2) Une autre, on la fait disparaitre. Tueurs psychopathes, traite des blanches, meurtres crapuleux et bien dissimulés. Cette partie là, donc, on la fait disparaitre.
3) Cas particulier du précédent : des gens meurent de mort naturelle dans des endroits isolés et on ne retrouve pas leur corps.

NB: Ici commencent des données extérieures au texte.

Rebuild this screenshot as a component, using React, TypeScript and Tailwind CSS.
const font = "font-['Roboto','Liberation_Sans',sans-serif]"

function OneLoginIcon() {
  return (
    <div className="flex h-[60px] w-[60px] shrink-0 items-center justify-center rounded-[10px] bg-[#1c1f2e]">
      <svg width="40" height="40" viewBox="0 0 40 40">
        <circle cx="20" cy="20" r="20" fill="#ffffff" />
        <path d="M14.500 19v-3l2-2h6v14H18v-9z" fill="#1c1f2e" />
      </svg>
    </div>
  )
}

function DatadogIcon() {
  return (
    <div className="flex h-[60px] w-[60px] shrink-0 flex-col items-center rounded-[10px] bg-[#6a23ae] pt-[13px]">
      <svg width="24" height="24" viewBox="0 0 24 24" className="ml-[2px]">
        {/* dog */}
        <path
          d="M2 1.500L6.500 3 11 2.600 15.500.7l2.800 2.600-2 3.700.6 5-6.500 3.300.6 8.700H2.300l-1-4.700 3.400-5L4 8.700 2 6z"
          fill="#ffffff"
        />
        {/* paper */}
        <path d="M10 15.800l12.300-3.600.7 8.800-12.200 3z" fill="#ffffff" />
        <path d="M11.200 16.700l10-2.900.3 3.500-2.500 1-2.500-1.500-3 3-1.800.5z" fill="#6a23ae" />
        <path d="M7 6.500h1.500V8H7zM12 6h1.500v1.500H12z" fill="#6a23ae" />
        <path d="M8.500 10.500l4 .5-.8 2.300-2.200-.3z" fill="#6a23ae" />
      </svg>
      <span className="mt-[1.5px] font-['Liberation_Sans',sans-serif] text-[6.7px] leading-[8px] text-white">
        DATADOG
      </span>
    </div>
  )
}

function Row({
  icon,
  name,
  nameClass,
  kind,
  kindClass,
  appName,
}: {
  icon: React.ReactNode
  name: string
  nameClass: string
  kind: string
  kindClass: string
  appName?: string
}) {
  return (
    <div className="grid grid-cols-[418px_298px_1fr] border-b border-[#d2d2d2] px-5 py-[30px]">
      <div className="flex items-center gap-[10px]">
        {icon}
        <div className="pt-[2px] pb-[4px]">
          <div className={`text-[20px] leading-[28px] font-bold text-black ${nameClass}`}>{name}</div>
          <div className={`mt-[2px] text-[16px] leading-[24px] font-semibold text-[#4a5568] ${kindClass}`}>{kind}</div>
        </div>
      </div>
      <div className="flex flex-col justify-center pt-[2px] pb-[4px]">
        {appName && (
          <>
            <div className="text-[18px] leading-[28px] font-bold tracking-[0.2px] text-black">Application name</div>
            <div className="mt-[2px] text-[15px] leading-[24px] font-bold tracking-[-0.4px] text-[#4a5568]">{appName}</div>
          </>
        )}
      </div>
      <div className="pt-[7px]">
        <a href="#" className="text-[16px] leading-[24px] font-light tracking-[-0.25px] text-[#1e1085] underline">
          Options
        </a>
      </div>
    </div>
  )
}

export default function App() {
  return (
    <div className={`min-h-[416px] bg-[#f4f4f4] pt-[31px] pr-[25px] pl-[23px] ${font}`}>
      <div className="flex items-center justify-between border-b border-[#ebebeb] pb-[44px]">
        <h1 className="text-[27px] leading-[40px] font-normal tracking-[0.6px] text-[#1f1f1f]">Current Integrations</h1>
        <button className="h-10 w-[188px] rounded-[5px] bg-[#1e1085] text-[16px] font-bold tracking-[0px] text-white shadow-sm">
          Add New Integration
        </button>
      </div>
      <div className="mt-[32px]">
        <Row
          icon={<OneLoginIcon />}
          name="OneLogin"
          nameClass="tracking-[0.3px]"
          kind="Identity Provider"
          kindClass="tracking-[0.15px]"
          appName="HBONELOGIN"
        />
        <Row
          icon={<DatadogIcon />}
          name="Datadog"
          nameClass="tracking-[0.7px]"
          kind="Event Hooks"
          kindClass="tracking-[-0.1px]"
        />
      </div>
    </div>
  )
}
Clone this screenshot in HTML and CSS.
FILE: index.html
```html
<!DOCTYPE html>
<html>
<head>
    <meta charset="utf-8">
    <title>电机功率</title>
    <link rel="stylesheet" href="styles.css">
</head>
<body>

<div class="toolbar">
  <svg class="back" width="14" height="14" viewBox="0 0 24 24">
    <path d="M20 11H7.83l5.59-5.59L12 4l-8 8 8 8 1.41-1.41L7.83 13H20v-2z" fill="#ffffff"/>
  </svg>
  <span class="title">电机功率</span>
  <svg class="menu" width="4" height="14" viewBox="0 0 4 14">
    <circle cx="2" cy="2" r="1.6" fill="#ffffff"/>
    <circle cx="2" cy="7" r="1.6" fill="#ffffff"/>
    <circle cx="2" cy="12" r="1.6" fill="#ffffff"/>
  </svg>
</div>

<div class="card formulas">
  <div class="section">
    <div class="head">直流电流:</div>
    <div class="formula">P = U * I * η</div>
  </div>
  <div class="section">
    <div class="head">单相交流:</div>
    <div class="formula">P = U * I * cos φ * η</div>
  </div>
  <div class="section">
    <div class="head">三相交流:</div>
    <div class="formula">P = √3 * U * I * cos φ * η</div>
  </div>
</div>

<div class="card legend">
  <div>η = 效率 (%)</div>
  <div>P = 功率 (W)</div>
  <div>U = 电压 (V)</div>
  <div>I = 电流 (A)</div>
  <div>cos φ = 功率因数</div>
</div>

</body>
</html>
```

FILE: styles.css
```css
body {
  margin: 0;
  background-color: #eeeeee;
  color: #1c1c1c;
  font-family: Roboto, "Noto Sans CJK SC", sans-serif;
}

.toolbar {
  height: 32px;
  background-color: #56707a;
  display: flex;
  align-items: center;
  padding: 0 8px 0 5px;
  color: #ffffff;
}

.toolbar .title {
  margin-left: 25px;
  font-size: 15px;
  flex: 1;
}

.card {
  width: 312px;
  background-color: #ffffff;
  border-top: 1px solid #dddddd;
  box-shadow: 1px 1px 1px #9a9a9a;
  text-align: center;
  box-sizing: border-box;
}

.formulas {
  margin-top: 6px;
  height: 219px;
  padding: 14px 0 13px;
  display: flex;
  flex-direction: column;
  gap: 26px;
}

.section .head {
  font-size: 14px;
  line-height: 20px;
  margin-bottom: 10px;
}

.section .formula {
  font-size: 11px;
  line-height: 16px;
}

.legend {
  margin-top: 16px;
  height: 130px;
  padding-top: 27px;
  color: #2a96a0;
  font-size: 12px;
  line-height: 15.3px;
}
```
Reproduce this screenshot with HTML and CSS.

Ce qui veut dire qu'au final, personne ne disparait. Même les morts ne sont pas des disparus. Ils sont bel et bien là, dans le cercueil ou sous la terre, mais il va falloir un certain temps avant qu'il n'en reste rien. Nos chers disparus n'ont pas disparu. Il y a un temps de latence, mais personne n'en tient compte. Disparaitre, ce n'est pas ça. Il faudrait s'amenuiser au fur et à mesure jusqu'à ce que les traces de soi deviennent si infimes qu'on puisse conclure à une disparition. Mais c'est impossible pour des raisons triviales. Parce que l'amenuisement va de pair avec la perte du contexte social, en d'autres termes, à force de dériver d'hôtels obscurs en hôtels encore plus obscurs, on finit par ne plus être capable de gagner de l'argent, et c'est aussi un des buts de l'opération. Sauf que le corps se rebiffe, parce qu'il a faim, froid, mal et qu'il faut de l'argent pour enrayer cette hémorragie, et que cet argent, il faut aller le chercher en s'extrayant de la province amoindrie que l'on a mis tant de temps à construire.
En résumé : personne ne disparait et ne peut même le faire. J'ai beau le savoir, je me rêve encore en bourgeois de Calais, la corde au cou et en chemise de nuit à l'ancienne, marchant vers les soldats anglais avec leur casque rond à la con sur la tête, sauf que je les dépasse et poursuis mon chemin sans que personne ne s'en aperçoive et je continue sur la route, jusqu'à ce que je me dilue enfin sur la ligne d'horizon, à moins que je ne sorte du décor dans un virage ou après le sommet d'une côte.
Alors je reprends le livre, pour 3 ou 4 pages, parce que je n'ai rien de mieux à faire, et que le mal qu'il me fait, je lui extorque et j'en redemande.